The National Security League was one of the most important organizations in the States during the war. It was my privilege frequently to co-operate with the League in its mass meetings. It was a real "ginger" body and a lady who had much to do with its success was Mrs. Preston (formerly Mrs. Grover Cleveland) whose work as secretary was tireless and indefatigable. She and I had many long "cracks" together about the League and its labours. There can be no doubt that the N. S. L. rendered service which for precision and thoroughness can seldom have been equalled in a national emergency. Altogether I found America, during the latter months of 1917, in a grip of war fervour I had never thought, even dimly, possible. This fervour conscripted industry, intellect, -Wealth, time and devotion of men, women and children in a manner which amazed me then and has amazed me ever since. Happy shall I always be that I was able to lend a humble hand in this period in the history of the country. Hail, Columbia!

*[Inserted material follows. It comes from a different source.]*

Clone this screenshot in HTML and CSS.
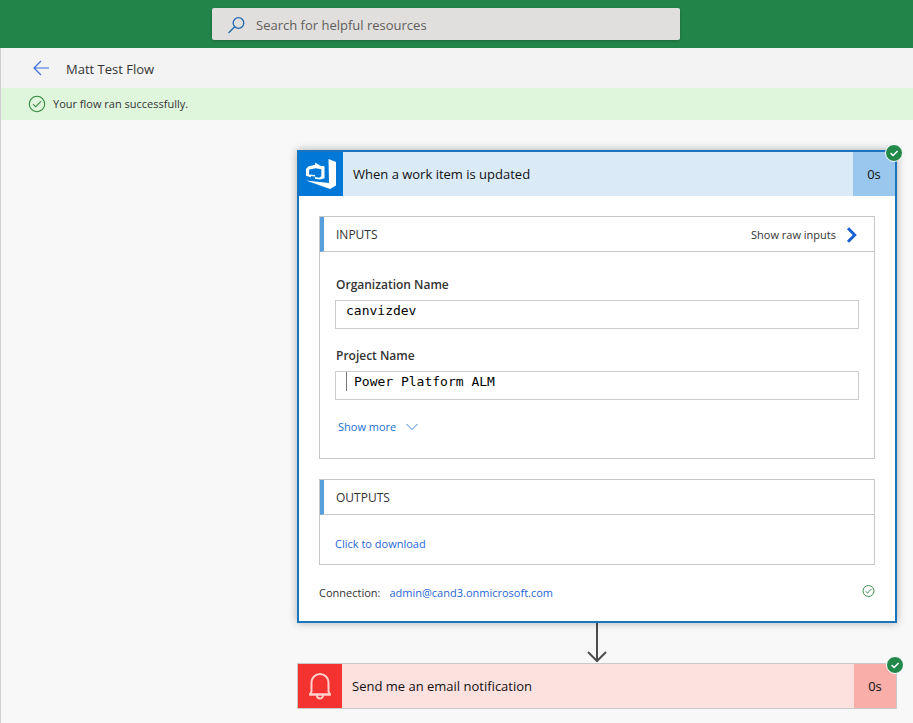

This tour took me from coast to coast. I also spent several weeks in Canada, going right up to Montreal from Boston. I was now, as you may imagine, worked up to a white heat of enthusiasm and patriotism. I felt that it was now or never. I knew the situation at home. I had just come from the States where a wave of war effort, tremendous and unparalleled in its own way, was sweeping everything before it. It had been arranged that I should address the Montreal Rotarians immediately on my arrival. I looked forward with immense delight to renewing my intimate and enjoyable relations with my Canadian friends. I had a lot to tell them, too, of the immortal bravery of their own Canadian troops at the front—soldiers who had carved their names in letters of Fire and Death while serving with one or other of the British corps on the Somme, the Ancre, or in Flanders. It was common knowledge in Europe that the Canadians had proved amongst the very best and most gallant fighters in all the dramatic happenings of the past eighteen months. Britain was ringing with their exploits. With all this on my mind I was distressed, on reaching Montreal, to find so many young and splendid fellows stroll- ing about the streets. I could not believe my eyes as I walked down St. James' Street and observed crowds of what I deemed to be eligible men in mufti.

Naturally, the first thing I did, on rising to my feet at the Rotarian lunch, was to make reference to the impression that was uppermost in my mind. I did not stop to think of any racial or religious or political undercurrents among the French Canadians. As a matter of honest fact I knew of none. I am no politician, thank God, and I have always said just what I thought at most times, thank God again. But when I began to speak at that meeting about Mother France pouring forth her dearest blood from every vein and asked if the French blood in Canada was not mingling as freely as it ought with that of the Motherland I sensed that I had ventured on dangerous ground. My speech created a furore. What I said was said in all innocence, with one desire only in my heart—to strengthen the hands of those who were fighting for the security and the sanctity of human rights. But I was entirely misjudged. The Montreal newspapers did not do anything to lessen the turmoil my speech had created; one or two of them fanned the flames and openly accused me of referring to the citizens of the town in terms of opprobrium and race prejudice. The excitement was terrific. By tea-time the town was in a swirl of rage at Harry Lauder and his insolent speech. Aggressive callers at the hotel and angry ringers-up on the telephone showed how much I had annoyed certain citizens. I was casually threatened with bodily punishment for my presumption. My friends advised me to stay indoors for the rest of the night and some of them implored me to cancel my week's show at the theatre. Both pieces of advice I refused to act upon. Instead I put on my kilt and Balmoral bonnet and walked alone as far as St. Catherine Street and St. Lawrence Boulevard. I was not molested in any way but I had to listen to many awkward and nasty observations. Guards were posted outside the place where I was living and I was told that troops were being held in readiness to cope with any outbreak that might take place. At eight o'clock I drove down to His Majesty's Theatre and had a great reception from a large crowd. The theatre itself was full to the doors and after my performance I made my usual speech but refrained from adding any fuel to the fire I had unwittingly kindled earlier in the day.

All this matter of the Montreal adventure I refer to now so that I can officially and emphatically deny that there was anything behind the remarks which caused such a sensation. As God is my witness I had not the slightest intention of coming across anybody's fingers or interfering with religious or political affairs or complications. I am getting to be an old man now and as my record and reputation are every- thing to me I wish them to bear no stain of prejudice or unworthy motive, particularly in the work I attempted to do during the Great War.

From Montreal to Toronto. Any fear that I might have forfeited the affection of my Canadian admirers was dispelled for ever from my mind by the extraordinary reception I received there. And in every other city in Canada throughout that tour the same story was told—"We are with the dear Old Mother Country to the last man and the last dollar!"